Pages as source code:
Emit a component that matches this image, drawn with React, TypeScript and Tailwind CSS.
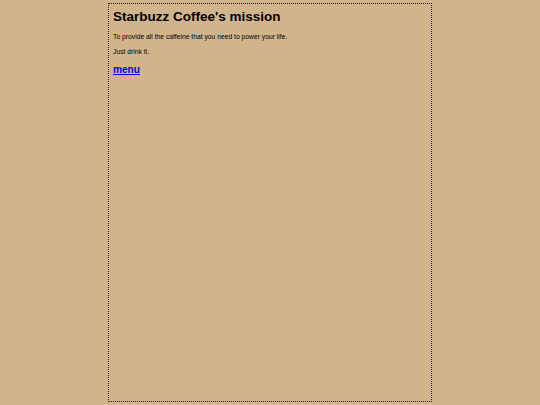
export default function App() {
  return (
    <div className="w-[540px] h-[405px] bg-[#d2b48c] pt-[3px] overflow-hidden" style={{ fontFamily: '"Liberation Sans", Arial, sans-serif' }}>
      <div className="mx-auto w-[324px] h-[399px] border border-dotted border-[#2a2016] px-[4px] text-[6.75px] leading-[1.15] text-black">
        <h1 className="text-[13.5px] font-bold leading-[1.15] mt-[4.5px] mb-[8.5px]">Starbuzz Coffee's mission</h1>
        <p className="mb-[7.5px]">To provide all the caffeine that you need to power your life.</p>
        <p>Just drink it.</p>
        <h2 className="text-[10.1px] font-bold leading-[1.15] mt-[8px]">
          <a href="#" className="text-[#0000ee] underline">menu</a>
        </h2>
      </div>
    </div>
  );
}
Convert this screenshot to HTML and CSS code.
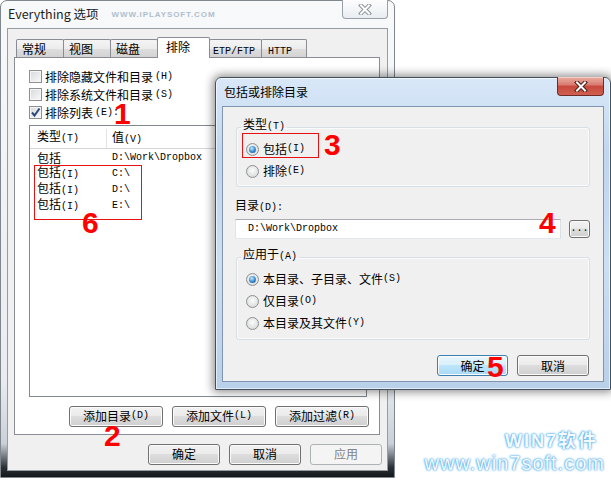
FILE: index.html
```html
<!DOCTYPE html>
<html lang="zh-CN">
<head>
    <meta charset="UTF-8">
    <title>Everything 选项</title>
    <link rel="stylesheet" href="styles.css">
</head>
<body>
<div class="desk">

    <!-- fenetre principale : options -->
    <div class="win main">
        <div class="titlebar">
            <span class="title">Everything 选项</span>
            <span class="site">WWW.IPLAYSOFT.COM</span>
            <div class="close idle">
                <svg width="14" height="11" viewBox="0 0 14 11"><path d="M3 1.5 L11 9.5 M11 1.5 L3 9.5" stroke="#8d939a" stroke-width="4" stroke-linecap="square"/><path d="M3 1.5 L11 9.5 M11 1.5 L3 9.5" stroke="#fff" stroke-width="2" stroke-linecap="square"/></svg>
            </div>
        </div>
        <div class="client">
            <div class="tabs">
                <div class="tab">常规</div>
                <div class="tab">视图</div>
                <div class="tab">磁盘</div>
                <div class="tab on">排除</div>
                <div class="tab w"><span class="m">ETP/FTP</span></div>
                <div class="tab h"><span class="m">HTTP</span></div>
            </div>
            <div class="panel">
                <div class="chk-row"><span class="check"></span>排除隐藏文件和目录<span class="m sp">(H)</span></div>
                <div class="chk-row"><span class="check"></span>排除系统文件和目录<span class="m sp">(S)</span></div>
                <div class="chk-row">
                    <span class="check"><svg width="11" height="11" viewBox="0 0 11 11"><path d="M2 5.5 L4.5 8.5 L9.5 1.5" fill="none" stroke="#2d4a78" stroke-width="2"/></svg></span>排除列表<span class="m sp">(E):</span>
                </div>
                <div class="list">
                    <div class="list-head">
                        <div class="c1">类型<span class="m">(T)</span></div>
                        <div class="c2">值<span class="m">(V)</span></div>
                    </div>
                    <div class="list-row"><div class="c1">包括</div><div class="c2 m">D:\Work\Dropbox</div></div>
                    <div class="list-row"><div class="c1">包括<span class="m">(I)</span></div><div class="c2 m">C:\</div></div>
                    <div class="list-row"><div class="c1">包括<span class="m">(I)</span></div><div class="c2 m">D:\</div></div>
                    <div class="list-row"><div class="c1">包括<span class="m">(I)</span></div><div class="c2 m">E:\</div></div>
                </div>
                <div class="btn-row panel-btns">
                    <button class="btn big">添加目录<span class="m">(D)</span></button>
                    <button class="btn big">添加文件<span class="m">(L)</span></button>
                    <button class="btn big">添加过滤<span class="m">(R)</span></button>
                </div>
            </div>
            <div class="btn-row main-btns">
                <button class="btn mid">确定</button>
                <button class="btn mid">取消</button>
                <button class="btn mid off">应用</button>
            </div>
        </div>
    </div>

    <!-- boite de dialogue : inclure / exclure -->
    <div class="win dlg">
        <div class="titlebar dlg-bar">
            <span class="title">包括或排除目录</span>
            <div class="close hot">
                <svg width="14" height="11" viewBox="0 0 14 11"><path d="M3 1.5 L11 9.5 M11 1.5 L3 9.5" stroke="#4a1c18" stroke-width="4" stroke-linecap="square"/><path d="M3 1.5 L11 9.5 M11 1.5 L3 9.5" stroke="#fff" stroke-width="2" stroke-linecap="square"/></svg>
            </div>
        </div>
        <div class="client dlg-client">
            <fieldset class="group g1">
                <legend>类型<span class="m">(T)</span></legend>
                <div class="rad-row"><span class="radio on"></span>包括<span class="m">(I)</span></div>
                <div class="rad-row"><span class="radio"></span>排除<span class="m">(E)</span></div>
            </fieldset>
            <div class="field-label">目录<span class="m">(D):</span></div>
            <div class="path-row">
                <div class="edit m">D:\Work\Dropbox</div>
                <button class="btn dots"><span class="m">...</span></button>
            </div>
            <fieldset class="group g2">
                <legend>应用于<span class="m">(A)</span></legend>
                <div class="rad-row"><span class="radio on"></span>本目录、子目录、文件<span class="m">(S)</span></div>
                <div class="rad-row"><span class="radio"></span>仅目录<span class="m">(O)</span></div>
                <div class="rad-row"><span class="radio"></span>本目录及其文件<span class="m">(Y)</span></div>
            </fieldset>
            <div class="btn-row dlg-btns">
                <button class="btn ok def">确定</button>
                <button class="btn cancel">取消</button>
            </div>
        </div>
    </div>

    <!-- annotations rouges -->
    <div class="mark-box box6"></div>
    <div class="mark-box box3"></div>
    <span class="num n1">1</span>
    <span class="num n2">2</span>
    <span class="num n3">3</span>
    <span class="num n4">4</span>
    <span class="num n5">5</span>
    <span class="num n6">6</span>

    <div class="stamp">
        <div class="stamp-top">WIN7软件</div>
        <div class="stamp-url">www.win7soft.com</div>
    </div>
</div>
</body>
</html>
```

FILE: styles.css
```css
* {
    box-sizing: border-box;
}
body {
    margin: 0;
    background: #fff;
    font: 12px/14px "Noto Sans CJK SC", sans-serif;
    color: #000;
}
.desk {
    position: relative;
    width: 611px;
    height: 481px;
    overflow: hidden;
}
/* texte latin en demi-chasse, comme SimSun */
.m {
    font-family: "Liberation Mono", monospace;
    font-size: 10px;
}
.sp {
    margin-left: 2px;
}

/* fenetres */
.win {
    position: absolute;
    display: flex;
    flex-direction: column;
}
.main {
    left: 0;
    top: 0;
    width: 395px;
    height: 478px;
    padding: 0 6px 6px;
    border: 1px solid #80868d;
    border-radius: 7px 7px 0 0;
    background: linear-gradient(#f8f9fa 0, #e8ecf0 80%, #c9d0d7 93%, #2a3036 98%, #14181c 100%);
}
.titlebar {
    height: 27px;
    display: flex;
    align-items: center;
    padding-left: 1px;
}
.title {
    font-size: 12.5px;
    color: #1e1e1e;
}
.site {
    margin-left: 13px;
    font: bold 8px "Liberation Sans", sans-serif;
    letter-spacing: 0.9px;
    color: #aebfd0;
}
.close {
    margin-left: auto;
    align-self: flex-start;
    margin-top: -1px;
    width: 46px;
    height: 19px;
    border: 1px solid #9aa0a8;
    border-top: none;
    border-radius: 0 0 4px 4px;
    display: flex;
    align-items: center;
    justify-content: center;
}
.close.idle {
    background: linear-gradient(#fdfdfe, #e9edf1);
}
.close.hot {
    width: 47px;
    border-color: #6e2c28;
    background: linear-gradient(#eab0a3 0, #d9786d 45%, #c7473c 50%, #d0604f 100%);
    box-shadow: inset 0 1px 0 rgba(255, 255, 255, 0.4);
}
.client {
    height: 444px;
    background: #f0f0f0;
    border: 1px solid #979ca3;
    display: flex;
    flex-direction: column;
}

/* onglets */
.tabs {
    display: flex;
    align-items: flex-end;
    height: 20px;
    margin-top: 8px;
    padding-left: 8px;
}
.tab {
    width: 48px;
    height: 18px;
    margin-right: -1px;
    padding: 2px 0 0 5px;
    border: 1px solid #898c95;
    border-bottom: none;
    border-radius: 2px 2px 0 0;
    background: linear-gradient(#f4f4f4, #ececec 50%, #dedede 51%, #d3d3d3);
}
.tab.on {
    position: relative;
    z-index: 1;
    width: 53px;
    height: 21px;
    margin-bottom: -1px;
    padding: 2px 0 0 8px;
    background: #fff;
}
.tab.w {
    width: 53px;
    padding-left: 3px;
}
.tab.h {
    width: 46px;
    padding-left: 6px;
}
.panel {
    width: 366px;
    height: 378px;
    margin-left: 6px;
    padding: 10px 0 0 14px;
    border: 1px solid #898c95;
    background: #fff;
    display: flex;
    flex-direction: column;
}
.chk-row {
    height: 18px;
    display: flex;
    align-items: center;
}
.check {
    width: 13px;
    height: 13px;
    margin-right: 3px;
    border: 1px solid #8e8f8f;
    background: linear-gradient(135deg, #d6d8db, #f9f9fa);
    box-shadow: inset 0 0 0 1px #f6f6f6;
    display: flex;
    align-items: center;
    justify-content: center;
}

/* liste */
.list {
    width: 338px;
    height: 272px;
    margin-top: 3px;
    border: 1px solid #828790;
    background: #fff;
}
.list-head {
    height: 23px;
    display: flex;
    align-items: center;
    padding-top: 3px;
    border-bottom: 1px solid #d5d5d5;
}
.list-head .c1 {
    height: 100%;
    border-right: 1px solid #e3e3e3;
}
.list-row {
    height: 16px;
    display: flex;
    align-items: center;
}
.list-head + .list-row {
    margin-top: 1px;
}
.c1 {
    width: 77px;
    padding-left: 7px;
}
.c2 {
    padding-left: 5px;
}

/* boutons */
.btn-row {
    display: flex;
    justify-content: flex-end;
    gap: 9px;
}
.btn {
    height: 21px;
    padding: 0;
    border: 1px solid #707070;
    border-radius: 3px;
    background: linear-gradient(#f2f2f2 0, #ebebeb 45%, #dddddd 50%, #cfcfcf 100%);
    box-shadow: inset 0 0 0 1px #fbfbfb;
    font: 12px/14px "Noto Sans CJK SC", sans-serif;
    color: #000;
    display: flex;
    align-items: center;
    justify-content: center;
}
.btn.def {
    border-color: #3c7fb1;
    background: linear-gradient(#eaf6fd 0, #d9f0fc 45%, #bee6fd 50%, #a7d9f5 100%);
}
.btn.off {
    border-color: #adb2b5;
    background: #f4f4f4;
    box-shadow: none;
    color: #838383;
}
.big {
    width: 94px;
}
.mid {
    width: 72px;
}
.panel-btns {
    margin-top: 9px;
    padding-right: 10px;
}
.main-btns {
    margin-top: 9px;
    padding-right: 5px;
}

/* dialogue */
.dlg {
    left: 215px;
    top: 77px;
    width: 396px;
    height: 313px;
    padding: 0 6px 7px;
    border: 1px solid #44505e;
    border-radius: 6px 6px 0 0;
    background: linear-gradient(#d9e8f8 0, #c0d6ef 25%, #cbdef3 60%, #b9d0ea 100%);
    box-shadow: 0 0 10px 2px rgba(0, 0, 0, 0.45), inset 0 0 0 1px rgba(255, 255, 255, 0.6);
}
.dlg-bar {
    height: 28px;
    padding-left: 2px;
}
.dlg-bar .title {
    font-size: 12px;
    color: #000;
}
.dlg-client {
    height: 276px;
    border-color: #8196ae;
}
.group {
    margin: 0 13px;
    padding: 0 0 4px 9px;
    border: 1px solid #d5dfe5;
    border-radius: 3px;
    box-shadow: inset 0 0 0 1px #fafbfc;
}
.group legend {
    margin-left: -5px;
    padding: 0 2px 4px;
    line-height: 14px;
}
.g1 {
    margin-top: 10px;
}
.g2 {
    margin-top: 8px;
    padding-bottom: 5px;
}
.rad-row {
    height: 22px;
    display: flex;
    align-items: center;
}
.radio {
    width: 13px;
    height: 13px;
    margin-right: 4px;
    border-radius: 50%;
    border: 1px solid #8e8f8f;
    background: radial-gradient(circle at 50% 40%, #fbfbfb, #d2d4d6);
    display: flex;
    align-items: center;
    justify-content: center;
}
.radio.on::after {
    content: "";
    width: 7px;
    height: 7px;
    border-radius: 50%;
    background: radial-gradient(circle at 40% 35%, #c3ecff, #3585cc 55%, #1b4c8c);
}
.field-label {
    margin: 11px 0 0 12px;
}
.path-row {
    margin: 4px 13px 0 12px;
    display: flex;
    align-items: center;
    gap: 8px;
}
.edit {
    flex: 1;
    height: 20px;
    padding-left: 12px;
    line-height: 18px;
    background: #fff;
    border: 1px solid;
    border-color: #abadb3 #dbdfe6 #e3e9ef #e2e3ea;
}
.dots {
    width: 21px;
    height: 18px;
}
.dlg-btns {
    margin-top: 15px;
    padding-right: 14px;
}
.ok {
    width: 71px;
}
.cancel {
    width: 72px;
}

/* annotations */
.mark-box {
    position: absolute;
    border: 1px solid #e81010;
}
.box6 {
    left: 34px;
    top: 165px;
    width: 108px;
    height: 55px;
}
.box3 {
    left: 242px;
    top: 133px;
    width: 77px;
    height: 25px;
}
.num {
    position: absolute;
    font: bold 30px/30px "Liberation Sans", Arial, sans-serif;
    color: #f00;
}
.n1 { left: 114px; top: 99px; }
.n2 { left: 104px; top: 421px; }
.n3 { left: 324px; top: 130px; }
.n4 { left: 539px; top: 208px; }
.n5 { left: 487px; top: 352px; }
.n6 { left: 82px; top: 208px; }

/* filigrane */
.stamp {
    position: absolute;
    right: 6px;
    top: 430px;
    display: flex;
    flex-direction: column;
    align-items: flex-end;
    color: #f4fbff;
    text-shadow: 0 0 2px #4ba6e6, 0 0 3px #6cbcf0, 0 0 1px #3b96dc;
}
.stamp-top {
    margin-right: 7px;
    font: bold 18px/22px "Liberation Sans", "Noto Sans CJK SC", sans-serif;
    letter-spacing: 2px;
}
.stamp-url {
    font: 20px/22px "Liberation Sans", sans-serif;
    letter-spacing: 1px;
}
```
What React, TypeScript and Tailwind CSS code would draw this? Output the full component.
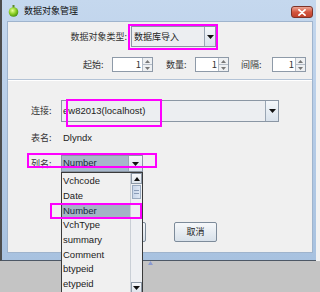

= Prompt =
Pick out and copy the lines of the material that include the word "TypeScript".

= Correct result =
Emit a component that matches this image, drawn with React, TypeScript and Tailwind CSS.
What React, TypeScript and Tailwind CSS code would draw this? Output the full component.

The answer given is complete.